- **TO BE DONE**
From the listing that follows, output everything exactly except the pictures.

- **MATERIAL**
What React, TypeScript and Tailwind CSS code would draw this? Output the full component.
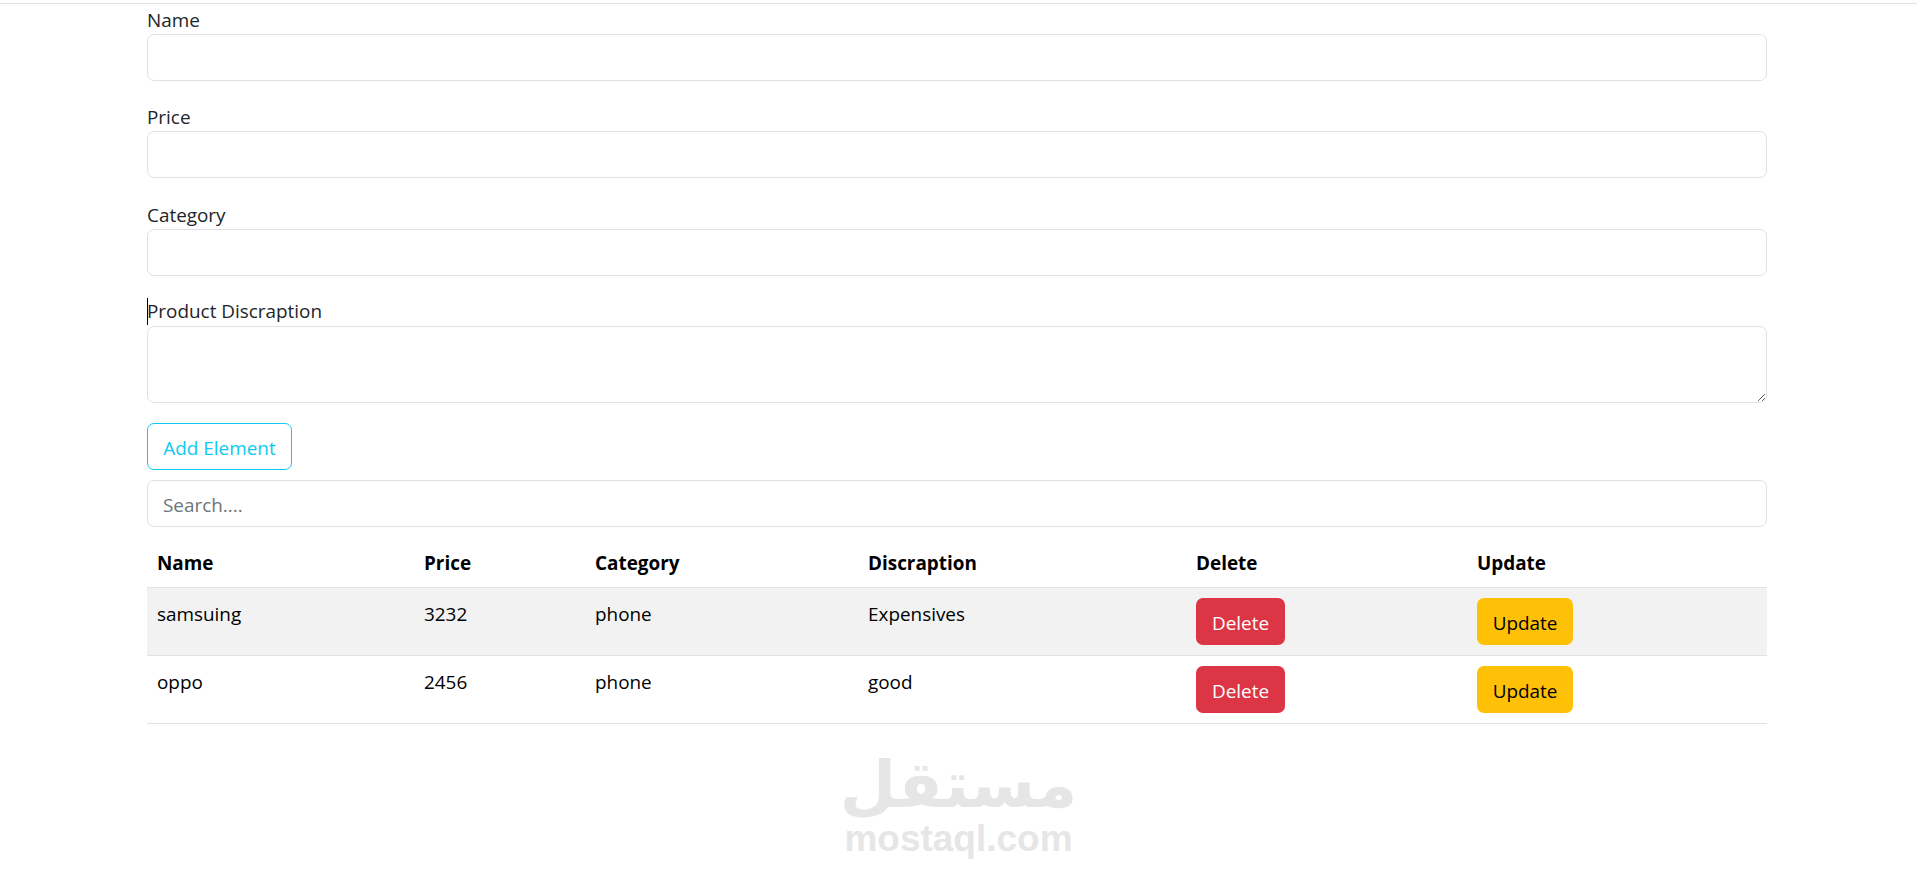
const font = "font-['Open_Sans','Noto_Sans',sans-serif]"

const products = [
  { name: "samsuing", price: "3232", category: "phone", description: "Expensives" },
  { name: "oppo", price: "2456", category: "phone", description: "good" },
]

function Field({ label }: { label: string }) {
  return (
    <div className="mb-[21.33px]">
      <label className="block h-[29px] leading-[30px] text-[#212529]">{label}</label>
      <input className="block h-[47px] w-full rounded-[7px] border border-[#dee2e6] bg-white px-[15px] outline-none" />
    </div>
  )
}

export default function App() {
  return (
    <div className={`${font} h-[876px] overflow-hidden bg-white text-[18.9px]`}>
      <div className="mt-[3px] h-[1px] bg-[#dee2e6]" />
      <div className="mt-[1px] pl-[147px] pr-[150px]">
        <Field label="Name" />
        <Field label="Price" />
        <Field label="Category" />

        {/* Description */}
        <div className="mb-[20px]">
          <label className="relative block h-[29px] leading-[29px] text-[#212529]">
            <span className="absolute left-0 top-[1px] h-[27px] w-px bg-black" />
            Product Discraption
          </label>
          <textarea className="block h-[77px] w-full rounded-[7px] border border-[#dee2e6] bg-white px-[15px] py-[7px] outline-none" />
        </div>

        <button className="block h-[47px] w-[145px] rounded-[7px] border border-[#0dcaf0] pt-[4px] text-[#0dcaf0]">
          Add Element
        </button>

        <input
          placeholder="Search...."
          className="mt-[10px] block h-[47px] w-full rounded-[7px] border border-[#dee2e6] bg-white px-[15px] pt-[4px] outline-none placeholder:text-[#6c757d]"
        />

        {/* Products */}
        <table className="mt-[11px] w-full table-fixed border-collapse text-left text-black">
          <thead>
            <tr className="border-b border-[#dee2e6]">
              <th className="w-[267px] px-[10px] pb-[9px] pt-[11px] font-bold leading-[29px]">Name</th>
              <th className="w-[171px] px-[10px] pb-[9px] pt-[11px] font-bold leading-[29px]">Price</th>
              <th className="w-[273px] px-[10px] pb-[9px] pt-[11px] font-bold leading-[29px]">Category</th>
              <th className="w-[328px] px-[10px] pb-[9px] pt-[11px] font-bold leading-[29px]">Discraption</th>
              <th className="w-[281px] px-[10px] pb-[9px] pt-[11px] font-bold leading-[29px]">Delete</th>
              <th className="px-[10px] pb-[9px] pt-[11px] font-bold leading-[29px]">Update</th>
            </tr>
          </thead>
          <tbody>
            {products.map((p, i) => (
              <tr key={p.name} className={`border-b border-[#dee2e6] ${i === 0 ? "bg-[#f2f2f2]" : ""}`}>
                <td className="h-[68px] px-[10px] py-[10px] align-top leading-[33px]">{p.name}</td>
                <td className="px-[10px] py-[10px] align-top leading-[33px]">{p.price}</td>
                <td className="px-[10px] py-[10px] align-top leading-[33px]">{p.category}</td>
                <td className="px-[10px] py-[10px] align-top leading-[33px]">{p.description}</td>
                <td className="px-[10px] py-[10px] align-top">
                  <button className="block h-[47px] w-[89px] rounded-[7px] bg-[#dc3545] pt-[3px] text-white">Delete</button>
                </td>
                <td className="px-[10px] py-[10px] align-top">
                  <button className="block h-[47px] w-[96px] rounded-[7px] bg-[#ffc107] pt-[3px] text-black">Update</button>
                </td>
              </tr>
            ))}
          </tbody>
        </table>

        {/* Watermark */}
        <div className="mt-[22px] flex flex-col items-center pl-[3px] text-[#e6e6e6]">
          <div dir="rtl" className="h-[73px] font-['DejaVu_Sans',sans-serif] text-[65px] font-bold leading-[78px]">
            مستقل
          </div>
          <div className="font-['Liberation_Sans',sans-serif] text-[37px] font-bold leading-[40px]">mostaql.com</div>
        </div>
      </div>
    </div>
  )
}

- **FINAL RESULT**
What React, TypeScript and Tailwind CSS code would draw this? Output the full component.
const font = "font-['Open_Sans','Noto_Sans',sans-serif]"

const products = [
  { name: "samsuing", price: "3232", category: "phone", description: "Expensives" },
  { name: "oppo", price: "2456", category: "phone", description: "good" },
]

function Field({ label }: { label: string }) {
  return (
    <div className="mb-[21.33px]">
      <label className="block h-[29px] leading-[30px] text-[#212529]">{label}</label>
      <input className="block h-[47px] w-full rounded-[7px] border border-[#dee2e6] bg-white px-[15px] outline-none" />
    </div>
  )
}

export default function App() {
  return (
    <div className={`${font} h-[876px] overflow-hidden bg-white text-[18.9px]`}>
      <div className="mt-[3px] h-[1px] bg-[#dee2e6]" />
      <div className="mt-[1px] pl-[147px] pr-[150px]">
        <Field label="Name" />
        <Field label="Price" />
        <Field label="Category" />

        {/* Description */}
        <div className="mb-[20px]">
          <label className="relative block h-[29px] leading-[29px] text-[#212529]">
            <span className="absolute left-0 top-[1px] h-[27px] w-px bg-black" />
            Product Discraption
          </label>
          <textarea className="block h-[77px] w-full rounded-[7px] border border-[#dee2e6] bg-white px-[15px] py-[7px] outline-none" />
        </div>

        <button className="block h-[47px] w-[145px] rounded-[7px] border border-[#0dcaf0] pt-[4px] text-[#0dcaf0]">
          Add Element
        </button>

        <input
          placeholder="Search...."
          className="mt-[10px] block h-[47px] w-full rounded-[7px] border border-[#dee2e6] bg-white px-[15px] pt-[4px] outline-none placeholder:text-[#6c757d]"
        />

        {/* Products */}
        <table className="mt-[11px] w-full table-fixed border-collapse text-left text-black">
          <thead>
            <tr className="border-b border-[#dee2e6]">
              <th className="w-[267px] px-[10px] pb-[9px] pt-[11px] font-bold leading-[29px]">Name</th>
              <th className="w-[171px] px-[10px] pb-[9px] pt-[11px] font-bold leading-[29px]">Price</th>
              <th className="w-[273px] px-[10px] pb-[9px] pt-[11px] font-bold leading-[29px]">Category</th>
              <th className="w-[328px] px-[10px] pb-[9px] pt-[11px] font-bold leading-[29px]">Discraption</th>
              <th className="w-[281px] px-[10px] pb-[9px] pt-[11px] font-bold leading-[29px]">Delete</th>
              <th className="px-[10px] pb-[9px] pt-[11px] font-bold leading-[29px]">Update</th>
            </tr>
          </thead>
          <tbody>
            {products.map((p, i) => (
              <tr key={p.name} className={`border-b border-[#dee2e6] ${i === 0 ? "bg-[#f2f2f2]" : ""}`}>
                <td className="h-[68px] px-[10px] py-[10px] align-top leading-[33px]">{p.name}</td>
                <td className="px-[10px] py-[10px] align-top leading-[33px]">{p.price}</td>
                <td className="px-[10px] py-[10px] align-top leading-[33px]">{p.category}</td>
                <td className="px-[10px] py-[10px] align-top leading-[33px]">{p.description}</td>
                <td className="px-[10px] py-[10px] align-top">
                  <button className="block h-[47px] w-[89px] rounded-[7px] bg-[#dc3545] pt-[3px] text-white">Delete</button>
                </td>
                <td className="px-[10px] py-[10px] align-top">
                  <button className="block h-[47px] w-[96px] rounded-[7px] bg-[#ffc107] pt-[3px] text-black">Update</button>
                </td>
              </tr>
            ))}
          </tbody>
        </table>

        {/* Watermark */}
        <div className="mt-[22px] flex flex-col items-center pl-[3px] text-[#e6e6e6]">
          <div dir="rtl" className="h-[73px] font-['DejaVu_Sans',sans-serif] text-[65px] font-bold leading-[78px]">
            مستقل
          </div>
          <div className="font-['Liberation_Sans',sans-serif] text-[37px] font-bold leading-[40px]">mostaql.com</div>
        </div>
      </div>
    </div>
  )
}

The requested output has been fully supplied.